Prepared statement re-use
: Unfortunately, this is where connection pooling borrows from connection
sharing. Prepared statements must be cleaned up before passing a connection to
another thread if one aims to be portable. But even if you remove that
portability requirement, prepared statements are always specific to a single
connection. Since you can't assume that you will always get the same connection
from the pool, caching prepared statements is not practical.
On the other hand, a connection pool does allow you to use a single connection
for a longer period of time than with connection sharing without negatively
affecting concurrency. Unless, of course, there is a limit on the number of
open connections, in which case using a connection for a long period of time
may starve another thread.
Transaction grouping
: Pretty much the same arguments with re-using prepared statements also apply to
transaction grouping: Transactions should be committed to disk before passing a
connection back to the pool.
Background processing
: This is also where a connection pool shares a lot of similarity with connection
sharing. With thread-local storage, creating a worker thread to perform
database operations on the background would be very inefficient. But since this
inefficiency is being tackled by allowing connection re-use with a connection
pool, it's not a problem. Still the same warning applies with regard to
dependent queries, though.
Concurrency
: Connection pooling gives you fine-grained control over how much concurrency
you'd like to have. For maximum concurrency, don't put a limit on the number of
maximum database connections. If there is a limit, then that will decrease the
maximim concurrency in favor of lower memory usage.
Portability
: Since database connections are being passed among threads, connection pooling
will require at least SQLite 3.3.1 compiled with thread safety enabled. Making
use of its cache sharing capibilities to reduce memory usage will require
SQLite 3.5.0 or higher.
# Final notes
As for what I used for ncdc. I initially chose connection sharing, for its
simplicity. Then when I noticed that the UI became less responsive than I found
acceptable I started adding a simple queue for background processing of
queries. Later I stumbled upon the main problem with that solution: I wanted to
read back a value that was written in a background thread, and had no way of
knowing whether the background thread had finished executing that query or not.

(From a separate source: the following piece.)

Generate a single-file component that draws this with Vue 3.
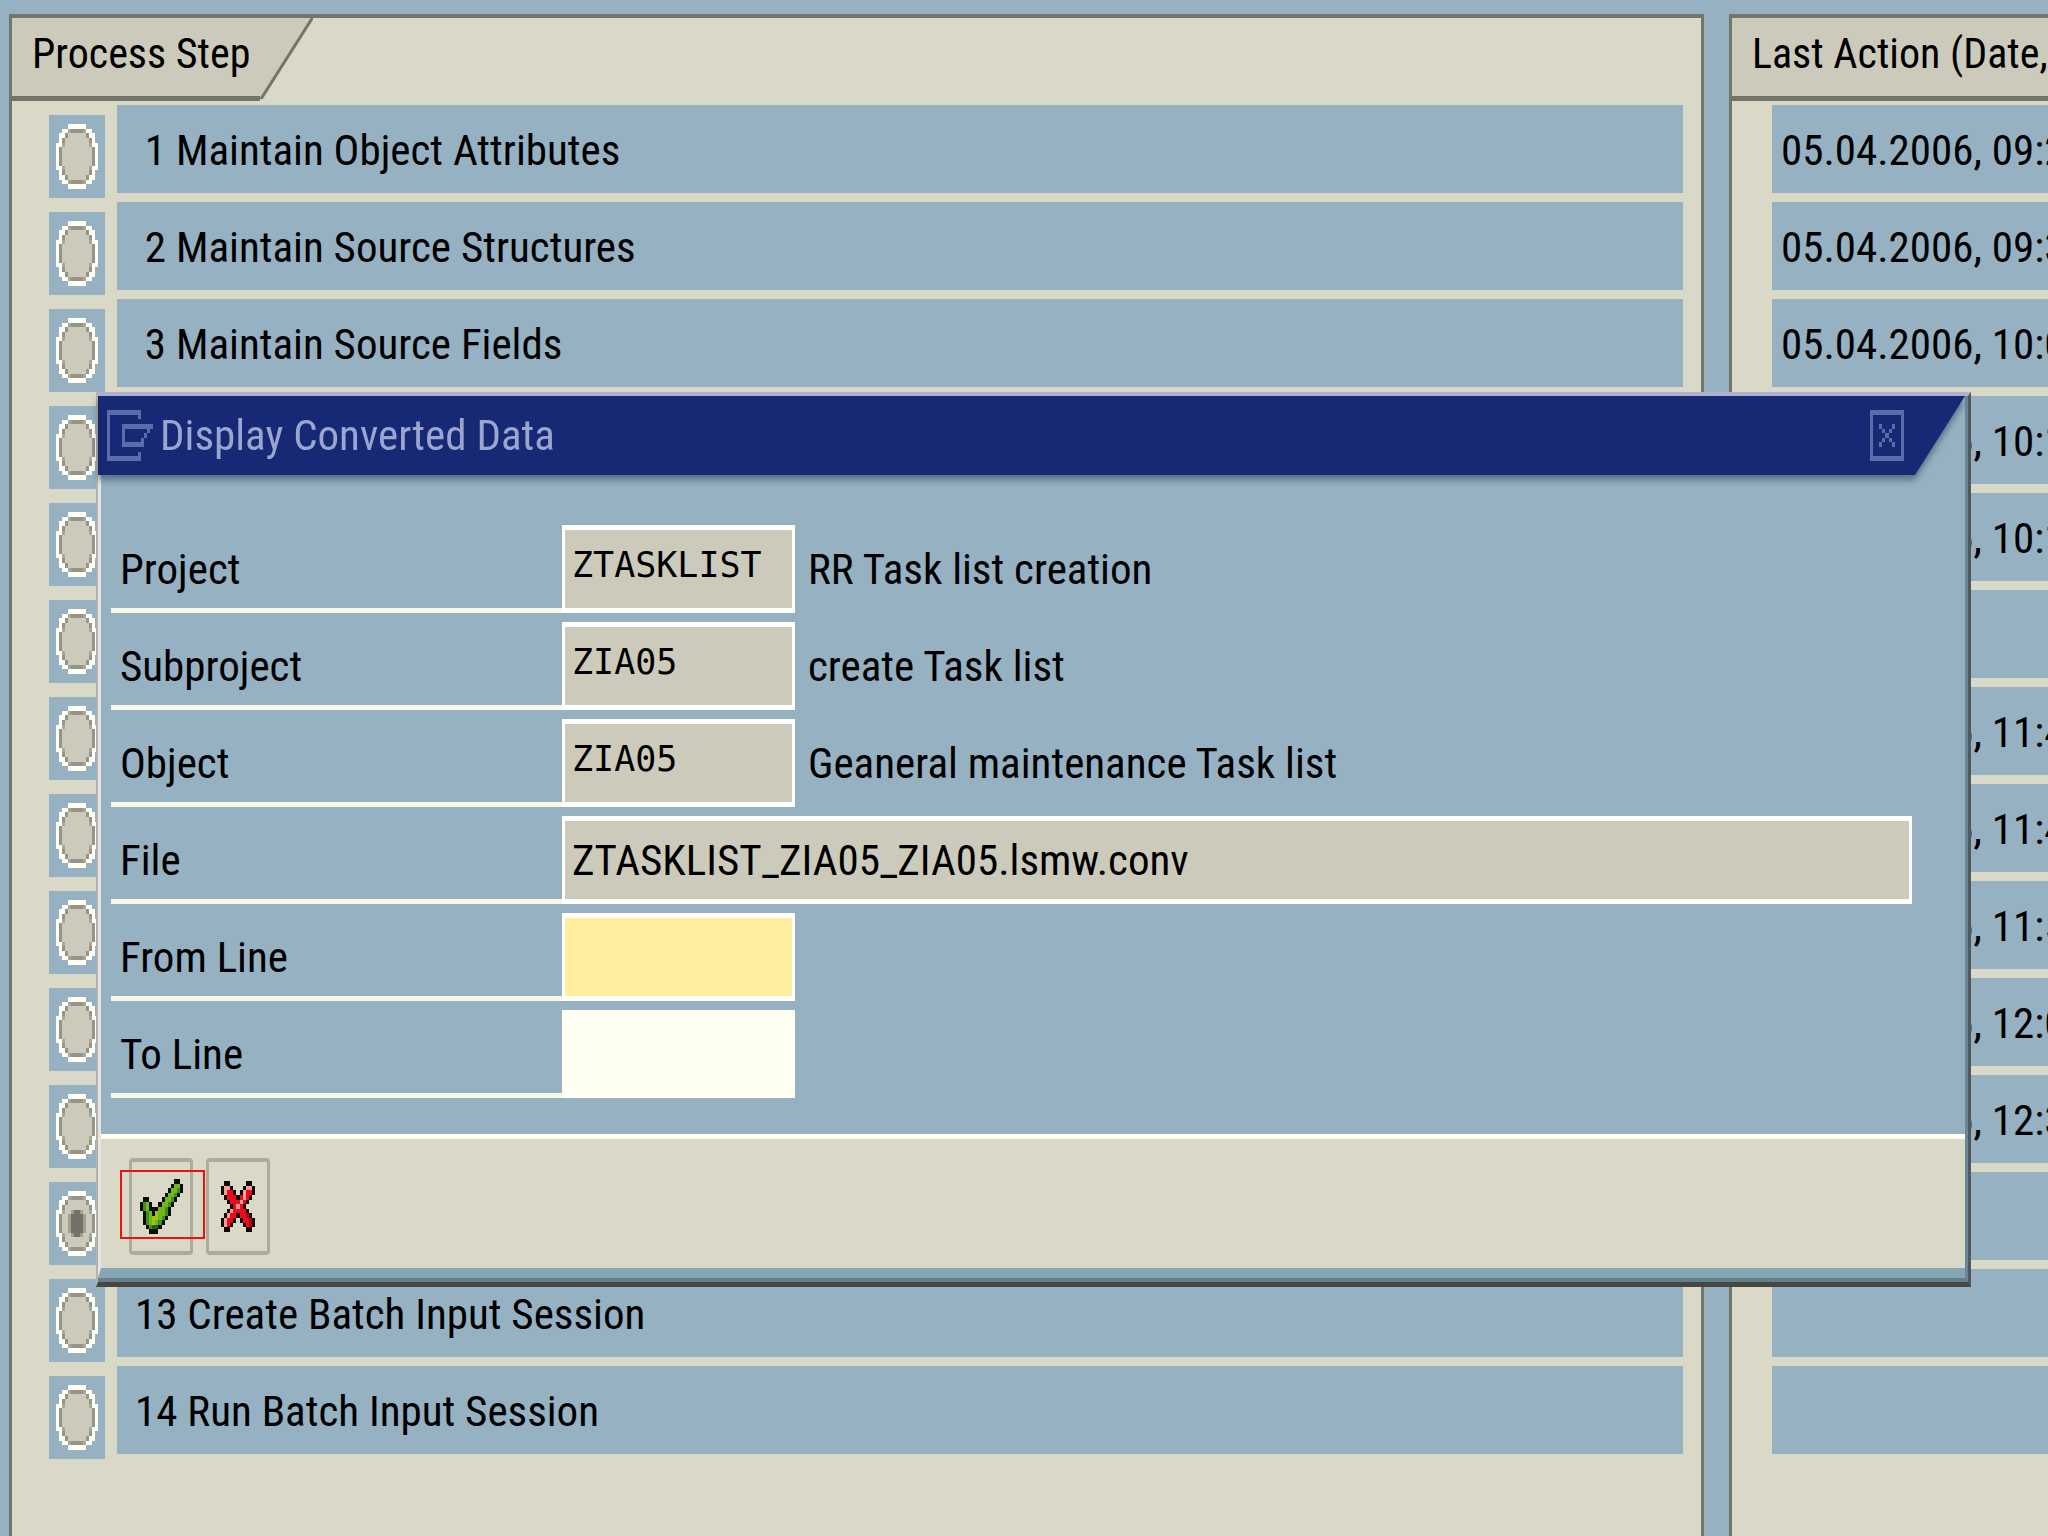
<script setup>
import { h, ref } from "vue";

const steps = [
    { id: 1, text: " 1 Maintain Object Attributes", date: "05.04.2006, 09:2" },
    { id: 2, text: " 2 Maintain Source Structures", date: "05.04.2006, 09:3" },
    { id: 3, text: " 3 Maintain Source Fields", date: "05.04.2006, 10:0" },
    { id: 4, text: "", date: "05.04.2006, 10:1" },
    { id: 5, text: "", date: "05.04.2006, 10:1" },
    { id: 6, text: "", date: "" },
    { id: 7, text: "", date: "05.04.2006, 11:4" },
    { id: 8, text: "", date: "05.04.2006, 11:4" },
    { id: 9, text: "", date: "05.04.2006, 11:5" },
    { id: 10, text: "", date: "05.04.2006, 12:0" },
    { id: 11, text: "", date: "05.04.2006, 12:3" },
    { id: 12, text: "", date: "" },
    { id: 13, text: "13 Create Batch Input Session", date: "" },
    { id: 14, text: "14 Run Batch Input Session", date: "" },
];

const currentStep = ref(12);
const open = ref(true);
const fromLine = ref("");
const toLine = ref("");

const fields = [
    { id: "project", label: "Project", value: "ZTASKLIST", text: "RR Task list creation" },
    { id: "subproject", label: "Subproject", value: "ZIA05", text: "create Task list" },
    { id: "object", label: "Object", value: "ZIA05", text: "Geaneral maintenance Task list" },
];

const palette = {
    w: "#fffff4",
    n: "#a8a798",
    N: "#94948a",
    f: "#cccabb",
    o: "#a09f92",
    D: "#727269",
    k: "#0a0a06",
    l: "#72b81c",
    g: "#3f8f1c",
    y: "#9cc414",
    d: "#245e16",
    p: "#ff9c9c",
    r: "#ee0a1c",
    m: "#b00014",
    b: "#5c6cab",
};

const radioOff = [
    "....wwwwww....",
    "..wwnNNNNnww..",
    ".wwNffffffNww.",
    ".wNffffffffNw.",
    "wwnffffffffnww",
    "wNffffffffffNw",
    "wNffffffffffNw",
    "wNffffffffffNw",
    "wNffffffffffNw",
    "wwnffffffffnww",
    ".wNffffffffNw.",
    ".wwNffffffNww.",
    "..wwnNNNNnww..",
    "....wwwwww....",
];

const radioOn = radioOff.map((row, i) => {
    if (i < 4 || i > 9) return row;
    const dot = i === 4 || i === 9 ? "foDDof" : "oDDDDo";
    return row.slice(0, 4) + dot + row.slice(10);
});

const checkIcon = [
    "...........kk.",
    "..........kllk",
    ".........kllgk",
    "........kllgk.",
    ".kk....kllgk..",
    "kglk..kllgk...",
    "kglkkkllgk....",
    ".kglkyllgk....",
    ".kglyylgk.....",
    ".kglylgk......",
    "..kgddk.......",
    "...kkk........",
];

const cancelIcon = [
    ".kk.....kk.",
    "kppk...kppk",
    "kprrk.kprrk",
    ".krrrkrprk.",
    "..krrrprk..",
    "...krprk...",
    "..kprrrrk..",
    ".kprrkrrmk.",
    "kprrk.krrmk",
    "kprk...krmk",
    ".kk.....kk.",
];

const windowIcon = [
    "bbbbbbbbbbb....",
    "b.........b....",
    "b..............",
    "b....bbbbbbbbbb",
    "b....b.......b.",
    "b....b......b..",
    "b....b.....b...",
    "b....bbbbbbb...",
    "b..............",
    "b.........b....",
    "bbbbbbbbbbb....",
];

const closeIcon = [
    "bbbbbbbbbbb",
    "b.........b",
    "b.........b",
    "b..b...b..b",
    "b...b.b...b",
    "b....b....b",
    "b...b.b...b",
    "b..b...b..b",
    "b.........b",
    "b.........b",
    "bbbbbbbbbbb",
];

// one rect per lit cell, the css size stretches the grid
const PixelIcon = (props) =>
    h(
        "svg",
        {
            viewBox: `0 0 ${props.rows[0].length} ${props.rows.length}`,
            preserveAspectRatio: "none",
            "shape-rendering": "crispEdges",
            "aria-hidden": "true",
        },
        props.rows.flatMap((row, y) =>
            [...row]
                .map((c, x) => (c === "." ? null : h("rect", { x, y, width: 1, height: 1, fill: palette[c] })))
                .filter(Boolean)
        )
    );
PixelIcon.props = ["rows"];
</script>

<template>
    <main class="page">
        <section class="panel">
            <header class="panel-head">
                <h2 class="tab">Process Step</h2>
                <svg class="tab-edge" viewBox="0 0 53 82" aria-hidden="true">
                    <polygon points="0,0 53,0 1,82 0,82" fill="#cccabb" />
                    <line x1="53" y1="-1" x2="1" y2="81" stroke="#73756a" stroke-width="3" />
                </svg>
            </header>
            <ul class="steps">
                <li v-for="step in steps" :key="step.id" class="step">
                    <span class="radio">
                        <input
                            :id="`step-${step.id}`"
                            v-model="currentStep"
                            type="radio"
                            name="step"
                            :value="step.id"
                            :aria-label="`Step ${step.id}`"
                        />
                        <PixelIcon class="radio-face" :rows="currentStep === step.id ? radioOn : radioOff" />
                    </span>
                    <label class="cell step-text" :for="`step-${step.id}`">{{ step.text }}</label>
                </li>
            </ul>
        </section>

        <section class="panel panel-right">
            <header class="panel-head panel-head-full">
                <h2 class="tab">Last Action (Date,</h2>
            </header>
            <ul class="steps dates">
                <li v-for="step in steps" :key="step.id" class="date-row">
                    <span class="cell date">{{ step.date }}</span>
                </li>
            </ul>
        </section>

        <div v-if="open" class="dialog" role="dialog" aria-labelledby="dialog-title">
            <div class="frame">
                <div class="title-shadow">
                    <div class="title-bar">
                        <PixelIcon class="window-icon" :rows="windowIcon" />
                        <h1 id="dialog-title">Display Converted Data</h1>
                        <button class="close" type="button" aria-label="Close" @click="open = false">
                            <PixelIcon class="close-icon" :rows="closeIcon" />
                        </button>
                    </div>
                </div>
                <div class="body">
                    <form class="form" @submit.prevent>
                        <div v-for="field in fields" :key="field.id" class="row">
                            <label :for="field.id">{{ field.label }}</label>
                            <input :id="field.id" class="mono" type="text" :value="field.value" readonly />
                            <span class="text">{{ field.text }}</span>
                        </div>
                        <div class="row">
                            <label for="file">File</label>
                            <input id="file" class="wide" type="text" value="ZTASKLIST_ZIA05_ZIA05.lsmw.conv" readonly />
                        </div>
                        <div class="row">
                            <label for="from">From Line</label>
                            <input id="from" v-model="fromLine" class="mono active" type="text" />
                        </div>
                        <div class="row">
                            <label for="to">To Line</label>
                            <input id="to" v-model="toLine" class="mono empty" type="text" />
                        </div>
                    </form>
                    <footer class="actions">
                        <button class="action marked" type="button" aria-label="Continue">
                            <PixelIcon class="check-icon" :rows="checkIcon" />
                        </button>
                        <button class="action" type="button" aria-label="Cancel" @click="open = false">
                            <PixelIcon class="cancel-icon" :rows="cancelIcon" />
                        </button>
                    </footer>
                </div>
            </div>
        </div>
    </main>
</template>

<style>
body {
    background: #95b1c2;
}
</style>

<style scoped>
.page {
    position: relative;
    box-sizing: border-box;
    min-height: 100vh;
    padding: 14px 0 0 9px;
    display: grid;
    grid-template-columns: minmax(0, 1695fr) minmax(0, 319fr);
    gap: 25px;
    overflow: hidden;
    background: #95b1c2;
    color: #000;
    font-family: "Roboto Condensed", "Liberation Sans", sans-serif;
    font-size: 43px;
}

.page * {
    box-sizing: border-box;
}

.panel {
    border: 3px solid #73756a;
    border-top-width: 4px;
    border-bottom: none;
    background: #dad8c6;
    white-space: nowrap;
}

.panel-right {
    border-right: none;
    overflow: hidden;
}

.panel-head {
    display: flex;
    height: 83px;
}

.panel-head-full {
    background: #cccabb;
    border-bottom: 5px solid #73756a;
}

.tab {
    margin: 0;
    padding: 0 0 0 20px;
    min-width: 248px;
    font-size: 42px;
    font-weight: 400;
    line-height: 72px;
    background: #cccabb;
    border-bottom: 5px solid #73756a;
}

.panel-head-full .tab {
    border-bottom: none;
}

.tab-edge {
    width: 53px;
    height: 82px;
}

.steps {
    list-style: none;
    margin: 0;
    padding: 4px 18px 0 37px;
}

.step {
    display: flex;
    align-items: flex-start;
    gap: 12px;
    height: 97px;
}

.radio {
    position: relative;
    display: flex;
    align-items: center;
    justify-content: center;
    width: 56px;
    height: 83px;
    margin-top: 10px;
    background: #95b1c2;
}

.radio input {
    position: absolute;
    inset: 0;
    width: 100%;
    height: 100%;
    margin: 0;
    opacity: 0;
    cursor: pointer;
}

.radio-face {
    width: 42px;
    height: 65px;
}

.cell {
    display: block;
    height: 88px;
    line-height: 90px;
    background: #95b1c2;
    white-space: pre;
}

.step-text {
    flex: 1;
    padding-left: 18px;
}

.dates {
    padding: 4px 0 0 40px;
}

.date-row {
    height: 97px;
}

.date {
    padding-left: 9px;
}

.dialog {
    position: absolute;
    left: 96px;
    right: 77px;
    top: 392px;
    border-style: solid;
    border-width: 4px 3px 5px 2px;
    border-color: #aeb3d2 #50595c #454740 #b4b2a4;
    background: #95b1c2;
}

.frame {
    border-right: 3px solid #6a8799;
    border-bottom: 4px solid #64808f;
}

.title-shadow {
    position: relative;
    filter: drop-shadow(0 5px 3px rgba(60, 90, 110, 0.7));
}

.title-bar {
    display: flex;
    align-items: center;
    height: 79px;
    padding: 0 61px 0 9px;
    background: #172874;
    clip-path: polygon(0 0, 100% 0, calc(100% - 50px) 100%, 0 100%);
}

.title-bar h1 {
    flex: 1;
    margin: 0 0 0 7px;
    font-size: 43px;
    font-weight: 400;
    line-height: 79px;
    color: #9aa5d0;
}

.window-icon {
    width: 46px;
    height: 51px;
}

.close {
    display: flex;
    padding: 0;
    border: none;
    background: none;
    cursor: pointer;
}

.close-icon {
    width: 34px;
    height: 51px;
}

.body {
    border-left: 3px solid #e4e5ea;
    border-bottom: 10px solid #86a6b5;
}

.form {
    display: flex;
    flex-direction: column;
    gap: 9px;
    padding: 50px 53px 36px 10px;
}

.row {
    display: flex;
    height: 88px;
    line-height: 88px;
    white-space: nowrap;
}

.row label {
    width: 451px;
    padding-left: 9px;
    border-bottom: 5px solid #f8f7e6;
}

.row input {
    width: 233px;
    margin: 0;
    padding: 0 0 0 7px;
    border: 3px solid #fff;
    border-width: 5px 3px;
    border-radius: 0;
    outline: none;
    background: #cccabb;
    color: #000;
    font: inherit;
}

.row .mono {
    padding-bottom: 8px;
    font-family: "DejaVu Sans Mono", "Liberation Mono", monospace;
    font-size: 35px;
}

.row .wide {
    flex: 1;
}

.row .active {
    background: #ffee9e;
}

.row .empty {
    background: #fffff2;
    border-color: #fffff2;
}

.text {
    padding-left: 13px;
}

.actions {
    display: flex;
    gap: 13px;
    padding: 19px 28px 13px;
    border-top: 5px solid #fffff2;
    background: #dad8c6;
}

.action {
    position: relative;
    display: flex;
    align-items: center;
    justify-content: center;
    width: 64px;
    height: 97px;
    padding: 0;
    border: 3px solid #aeab9b;
    border-width: 4px 3px;
    border-radius: 4px;
    background: none;
    cursor: pointer;
}

/* red frame round the confirm button */
.marked::after {
    content: "";
    position: absolute;
    left: -12px;
    top: 8px;
    width: 81px;
    height: 65px;
    border: 2px solid #f01010;
}

.check-icon {
    width: 43px;
    height: 55px;
}

.cancel-icon {
    width: 34px;
    height: 51px;
}
</style>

I then decided to expand the background thread to allow for passing back query
results, and transformed everything into a full message passing solution. This
appears to be working well at the moment, and my current implementation has
support for both prepared statement re-use and transaction grouping, which
measurably increased performance.
To summarize, there isn't really a _best_ solution that works for every
application. Connection sharing works well for applications where
responsiveness and concurrency isn't of major importance. Message passing works
well for applications that aim to be responsive, and is flexible enough for
optimizing CPU and I/O by re-using prepared statements and grouping queries in
larger transactions. Thread-local connections are suitable for applications
that have a relatively fixed number of threads, whereas connection pooling
works better for applications with a varying number of worker threads.